Catherine Pennington, Lodi Unified’s assistant superintendent of instructional services and elementary education, said the district has been quick to roll out the new programs since the previous bill passed.

Lawrence and Lakewood elementary schools in Lodi and Podesta Ranch and Mosher elementary schools in North Stockon have already offered the program for one year. By next school year, Larson and Creekside elementary schools will join them.

“We will expand if the need is there,” Pennington said. “We are serving the children.”

Children who will turn 5 between Sept. 2 and Dec. 2 qualify for the program for the 2014-15 school year, but the program is voluntary.

Parents who do not live near a school that offers the program can opt to send their child to a school that does for that year. The child would then return to the school designated for their area for their remaining education.

Transitional programs are similar to regular kindergarten programs. However, a typical day for a student in transitional kindergarten will focus more on exposing students to curriculum such as letter, sound and number recognition early, without the pressure of mastering skills quickly.

“It gives kids exposure to what they will be seeing and learning in kindergarten,” said Melissa McClelland, a transitional kindergarten teacher at Lawrence Elementary School. “It’s a slower pace and it will be easier for them to learn it, so they can progress.”

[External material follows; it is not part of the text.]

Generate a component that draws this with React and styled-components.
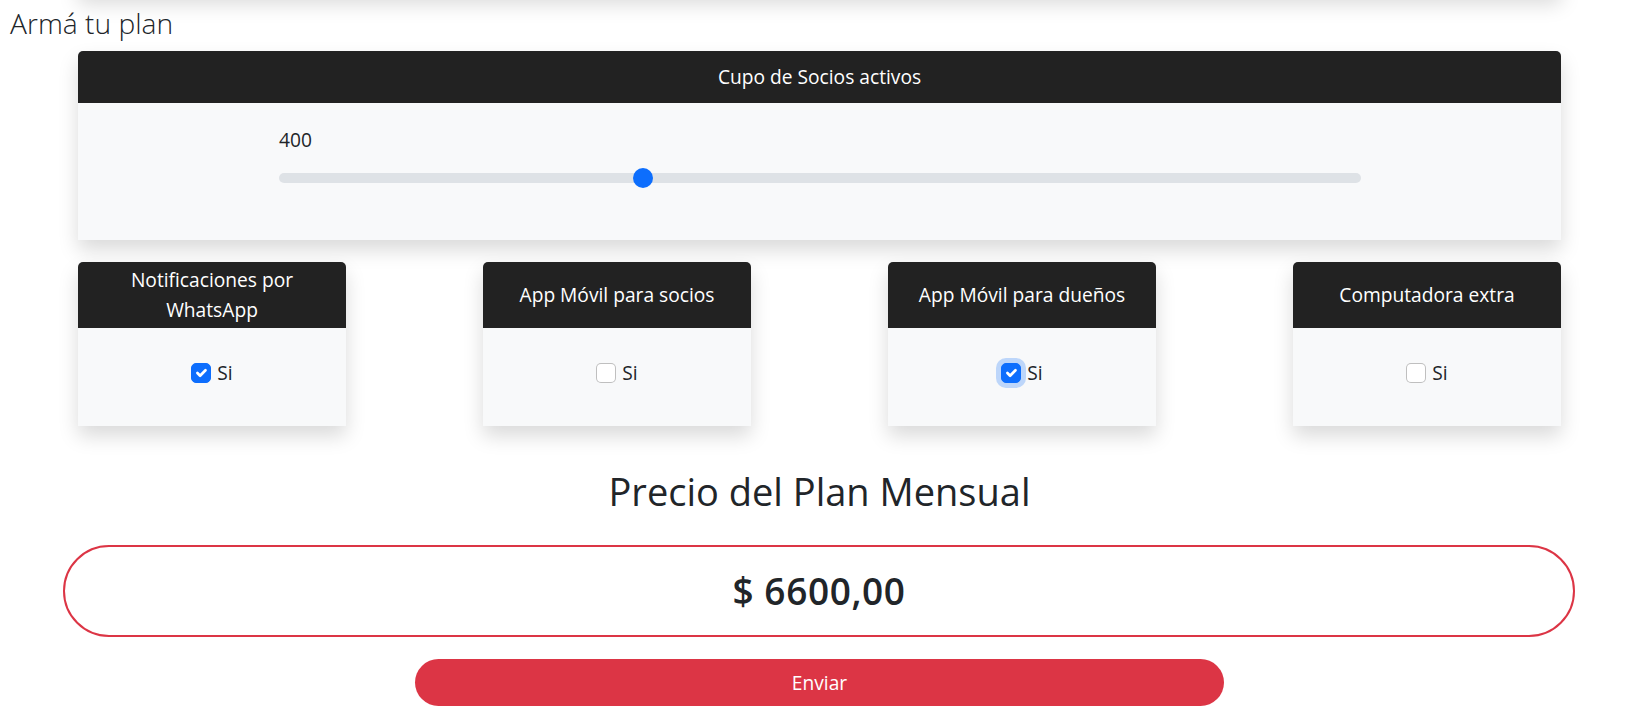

If the current bill passes, these transitional programs will become a permanent fixture of public education in California and will require funding from the state budget.

There are already 160 students from the Lodi district enrolled in the transitional kindergarten programs this year. Many educators are already pleased with the progress of the programs.

“We’re finding it to be quite successful. Kindergarten teachers are telling us that the students are much more prepared coming in to kindergarten, and we expect that will set them up for success in the future,” Pennington said.